Steve Young’s journey took him from an orphanage in New York City to a magic club in Los Angeles to a life on the road with a band and then to the high desert of Albuquerque.
Young, a photographer who worked for the Journal and The Associated Press in New Mexico, died last week at age 81.
His wife of more than 40 years, Glenda Young, said she met her husband in the summer of 1969 when she was a waitress at The Sundowner Lounge on East Central and he was playing bass in a touring band.
“I was a teacher wanting to do something different for the summer so I got a job as a waitress. He started on Monday night playing there for three weeks and I began working there on Tuesday night,” she said. “I was totally scared and stressed out in a place like that. And on his break, he was sitting down close to where I was sitting and he said, ‘Don’t look so scared.’ We started talking and then we started dating.”
When Young left town three weeks later, he asked her to marry him, but told her not to answer until the next time he was in town.
“So we had lots of phone calls and a couple of weekends that we saw each other. He came back in September and I said, ‘yes,’ ” Glenda Young said.
She said he was raised in an orphanage on Long Island and studied music at City University of New York and Columbia University until he decided to change paths.
“He realized he was not going to be the ‘great American composer,’ ” she said.
Young moved to Los Angeles and pursued his music there, however, joining a traveling act that included a band and two comedians. While he lived in Los Angeles, he also studied magic and became a performer at the Magic Castle in Hollywood.
After getting engaged to Glenda Young, the two settled in Albuquerque, and it was here he took up photography in earnest, covering events for The Associated Press for many years before joining the Journal in 1992 as a photo technician.
Some of his favorite work was covering the Balloon Fiesta and sporting events, Glenda Young said.
Journal photographer Richard Pipes remembered Young as a good worker who enjoyed teasing new photographers about how they never experienced the good old days of photojournalism.
“He got the job done,” Pipes said.
Beverly Key, a friend from Del Norte Baptist Church, where Steve and Glenda Young went to church, said he was a nice guy who loved kids and helping other people.
“If you were in a mess, he was there to help you out,” Key said.

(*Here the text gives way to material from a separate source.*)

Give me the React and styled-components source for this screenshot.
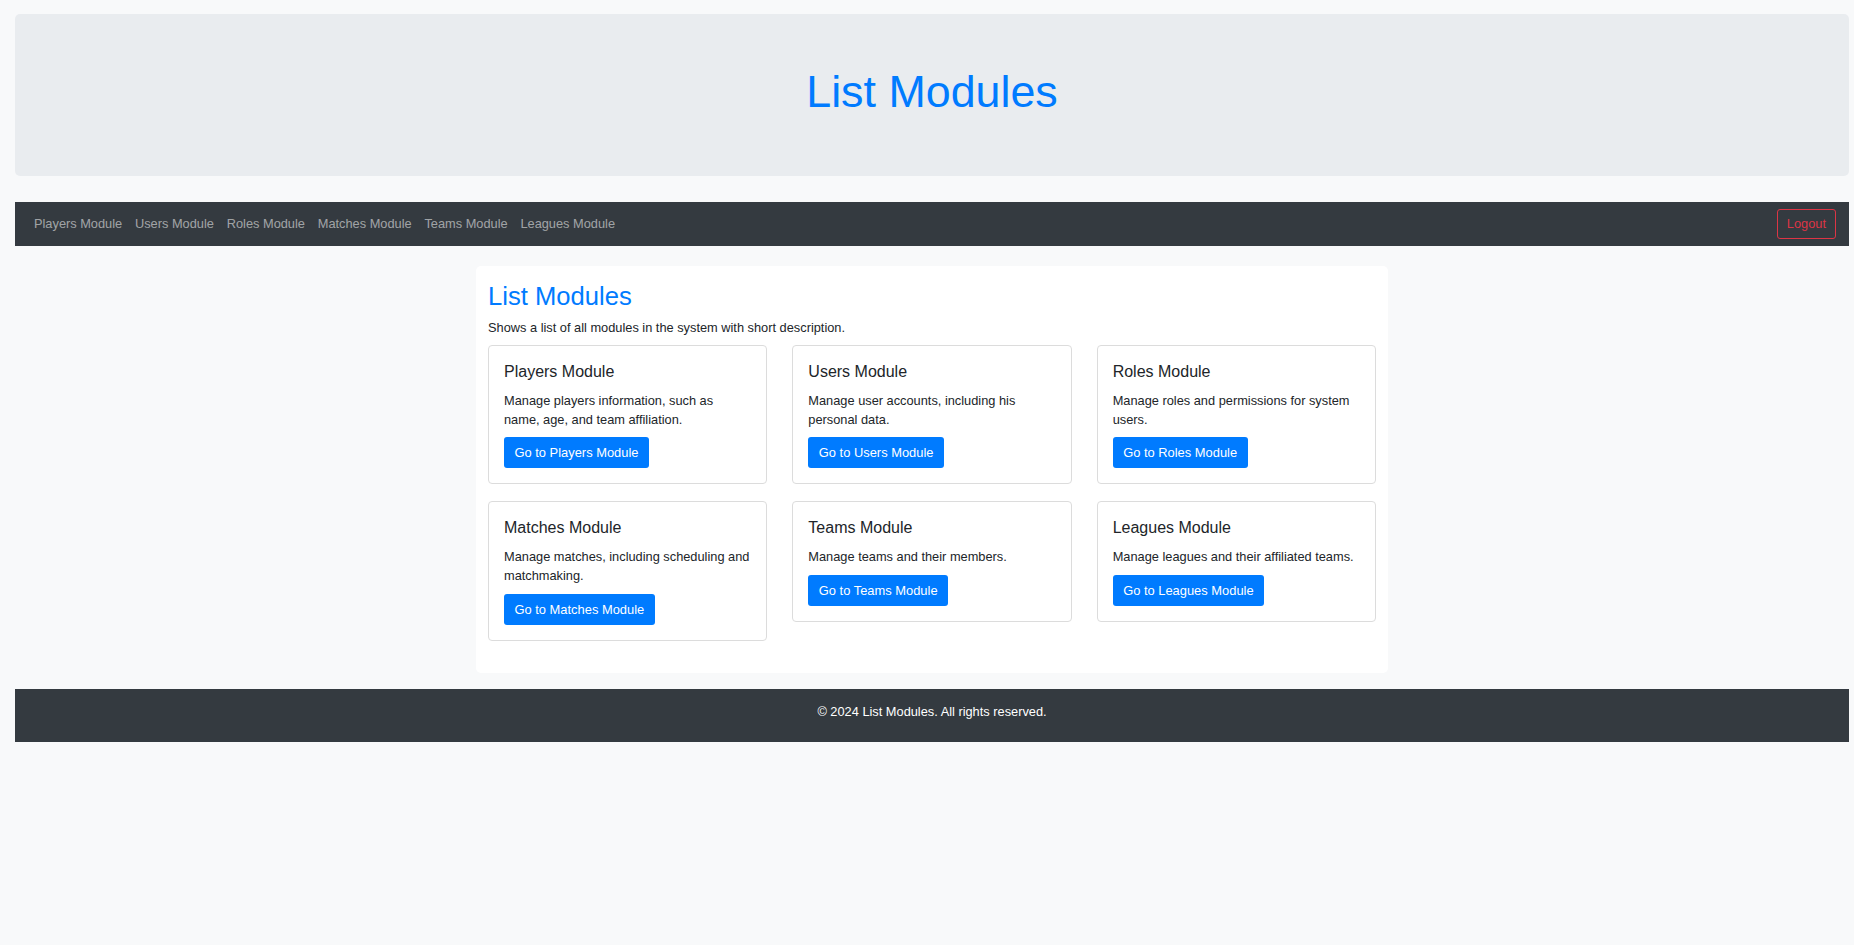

She said she thought he had an exceptionally close relationship with his wife.
“They were such a good couple together. He was definitely devoted to Glenda. They had a great, strong marriage,” Key said.
Young worked at the Journal until 1999, when he retired, and he and his wife moved to her hometown in Georgia.
Once there, Young started up a club for photographers and began teaching Bible school.
Glenda Young said her husband “never met a stranger” and was just a good guy.
“He was a sweetheart and my best friend,” she said.
— This article appeared on page C3 of the Albuquerque Journal
Reprint story -- Email the reporter at jrodriguez@abqjournal.com.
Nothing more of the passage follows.